What I found there was a Vegetable Garden Planner. And it's the most brilliant thing I've ever seen or used. Next to hair conditioner. Or as we said when I was 5, Cream Rinse.
The garden planner allows you to pick where you live in the world and the program does the rest from there. It's basically graph paper that you can configure to be the size of your garden. The top of the program has a huge list of vegetables to drag and drop wherever you want them in your garden. It even automatically shows you how much space that plant will take up and how many you can plant in your specific space, and when to plant them!
The program is free for 30 days, then it's a cost of $25. Worth every penny.
My Front Yard Vegetable Garden Plans
I've chosen to plant using a lesser known planting method called Square Foot Gardening. Instead of planting your crops in rows, you do everything in a variety of one square foot plots. How much you put in each square depends on how big the plant is. The Mother Earth News Garden Planner allows you to choose whether you want to use square foot gardening. All you do is click on the vegetable you want up at the top of the page, drag it down to your space and the program automatically tells you how many of those particular vegetables can be planted into that square foot. The bigger the vegetable the less you can put in the square foot.
For instance you can plant one tomato, 9 beets or 4 turnips in one square foot.
Using the square foot method of gardening lets you harvest a lot more than the standard row planting. You can really smash a lot of plants into a very limited space. So if you want a garden but only have a 4' x 4' area, don't be discouraged. You can get a huge amount out of that little space.
And that's just the first planting! Many of the cool weather plants listed can be succession planted or planted again in mid summer for a fall harvest. If you're in Southern Ontario and you'd like to start planting right now. Well damnit, you can.
People seem to think you can't start planting anything until it's warm out, but there are many things that can be planted out even when frost is still likely.
These cool weather crops include peas, carrots, lettuces, Kale, Beets, Asparagus, Onions, Radishes, Parsnips, Spinach, Kale and Swiss Chard. These are all planted and sprouting in my front yard vegetable garden right now. Many of them will be planted again later in the summer, doubling my crop size for those particular plants.

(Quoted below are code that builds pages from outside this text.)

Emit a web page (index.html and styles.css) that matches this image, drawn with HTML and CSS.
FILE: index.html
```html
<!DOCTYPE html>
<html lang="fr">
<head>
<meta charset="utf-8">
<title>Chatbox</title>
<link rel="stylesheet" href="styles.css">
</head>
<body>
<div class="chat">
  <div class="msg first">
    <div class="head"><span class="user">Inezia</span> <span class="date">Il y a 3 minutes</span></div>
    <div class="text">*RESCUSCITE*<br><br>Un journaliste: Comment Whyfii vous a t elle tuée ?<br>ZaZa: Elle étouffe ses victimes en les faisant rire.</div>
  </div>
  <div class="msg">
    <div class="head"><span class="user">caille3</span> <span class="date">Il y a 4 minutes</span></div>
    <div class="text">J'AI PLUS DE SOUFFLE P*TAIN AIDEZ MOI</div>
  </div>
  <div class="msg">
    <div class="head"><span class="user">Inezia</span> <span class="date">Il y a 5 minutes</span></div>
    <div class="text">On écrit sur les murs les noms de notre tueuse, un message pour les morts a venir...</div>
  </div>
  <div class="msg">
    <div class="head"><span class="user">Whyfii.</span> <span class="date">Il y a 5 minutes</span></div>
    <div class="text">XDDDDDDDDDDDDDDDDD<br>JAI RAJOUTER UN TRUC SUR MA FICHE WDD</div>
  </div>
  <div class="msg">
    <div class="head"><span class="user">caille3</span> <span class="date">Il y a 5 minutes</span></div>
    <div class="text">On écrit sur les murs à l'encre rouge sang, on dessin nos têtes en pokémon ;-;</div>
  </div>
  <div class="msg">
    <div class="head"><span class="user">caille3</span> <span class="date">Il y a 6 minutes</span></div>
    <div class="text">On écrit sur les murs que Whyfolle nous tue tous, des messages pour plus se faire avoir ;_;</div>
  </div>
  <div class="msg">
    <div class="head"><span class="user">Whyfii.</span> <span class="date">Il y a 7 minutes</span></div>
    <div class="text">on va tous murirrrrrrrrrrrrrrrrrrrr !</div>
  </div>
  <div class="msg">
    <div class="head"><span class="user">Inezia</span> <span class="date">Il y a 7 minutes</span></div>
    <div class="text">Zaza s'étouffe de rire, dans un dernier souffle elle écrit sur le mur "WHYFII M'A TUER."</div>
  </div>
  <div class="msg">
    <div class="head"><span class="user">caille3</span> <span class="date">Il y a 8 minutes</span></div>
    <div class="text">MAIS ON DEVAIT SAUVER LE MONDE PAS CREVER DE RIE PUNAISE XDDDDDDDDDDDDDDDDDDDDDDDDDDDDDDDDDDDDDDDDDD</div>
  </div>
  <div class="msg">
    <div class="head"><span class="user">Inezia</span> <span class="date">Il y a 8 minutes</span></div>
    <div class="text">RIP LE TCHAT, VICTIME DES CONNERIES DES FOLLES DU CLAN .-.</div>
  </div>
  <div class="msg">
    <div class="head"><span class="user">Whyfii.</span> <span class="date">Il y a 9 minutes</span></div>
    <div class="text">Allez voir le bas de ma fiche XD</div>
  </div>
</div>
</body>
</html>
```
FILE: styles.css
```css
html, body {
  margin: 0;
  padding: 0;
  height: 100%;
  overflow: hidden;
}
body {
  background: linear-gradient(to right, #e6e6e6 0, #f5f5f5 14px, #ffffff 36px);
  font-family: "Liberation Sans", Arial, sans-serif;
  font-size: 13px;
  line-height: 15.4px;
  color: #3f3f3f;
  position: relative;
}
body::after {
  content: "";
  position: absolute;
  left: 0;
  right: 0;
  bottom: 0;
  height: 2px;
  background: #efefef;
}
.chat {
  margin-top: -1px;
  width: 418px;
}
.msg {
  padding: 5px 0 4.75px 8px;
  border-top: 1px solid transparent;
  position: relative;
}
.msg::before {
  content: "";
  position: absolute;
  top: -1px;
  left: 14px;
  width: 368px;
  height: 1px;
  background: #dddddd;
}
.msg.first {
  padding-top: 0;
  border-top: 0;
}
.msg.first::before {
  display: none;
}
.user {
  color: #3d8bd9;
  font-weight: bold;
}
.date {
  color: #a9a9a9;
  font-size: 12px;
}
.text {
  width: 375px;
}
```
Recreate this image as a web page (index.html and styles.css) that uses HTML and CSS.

The more tender plants like tomatoes, squash etc. will wait until a later date to make their garden debut.
Next week I'll reveal my complete front yard vegetable garden makeover. For now. It's back to bed. You know ... the vegetable bed.
katie v
Hi, Karen.
Does this mean I don't have to follow the directions on the seed packets? For example, the instructions for the peppers I got say to plant them 18 to 24 inches apart, and the tomatoes, a whopping 3 to 4 feet apart! Which doesn't allow for as many veggies as I would like. I am trying to plant my first garden in our backyard.
Thanks!
Katie
Karen
Yeah, I don't go by the package recommendations, lol. YOu don't have to. If you go by the rules of Square foot gardening you can actually fit much more into one square foot. The only exception is heirloom tomatoes which grow huge and really do need a lot of space. But a hybrid tomato doesn't need as much space. I give my heirlooms around 2.5 between them. When you plant things closer than they're supposed to be (which is called intensive planting) the only thing you have to do is make sure there's enough nutrients in the soil. So add extra compost when you plant and then once a month through the summer. Don't add it too much or all the time. You only need to amend the soil 2 or 3 times in total over the season. Too much of a good thign is a bad thing. ~ karen!
Lucienne
Very quickly this web site will be famous among all
blogging and site-building viewers, due to it's nice posts
muttering
Cream rinse! Glad my family wasen't the only ones! Where did that come from anyway?
Karen
Actually a more regular occurence while reading your blog is wondering if he thinks I've lost my mind because I'm sitting here laughing out loud all by myself... :) hilarious!
Oh, and the subject at hand... I'll be trying a sfg again this year - last summer that was my plan (which I did the old fashioned way on graph paper - can't wait to try this program!), but in practice I kind of only did it halfway and ended up spreading the plants out more. I find the bigger plants like tomatoes tend to get so huge by the end of the summer it's all overgrown. So glad you posted this... post, thanks!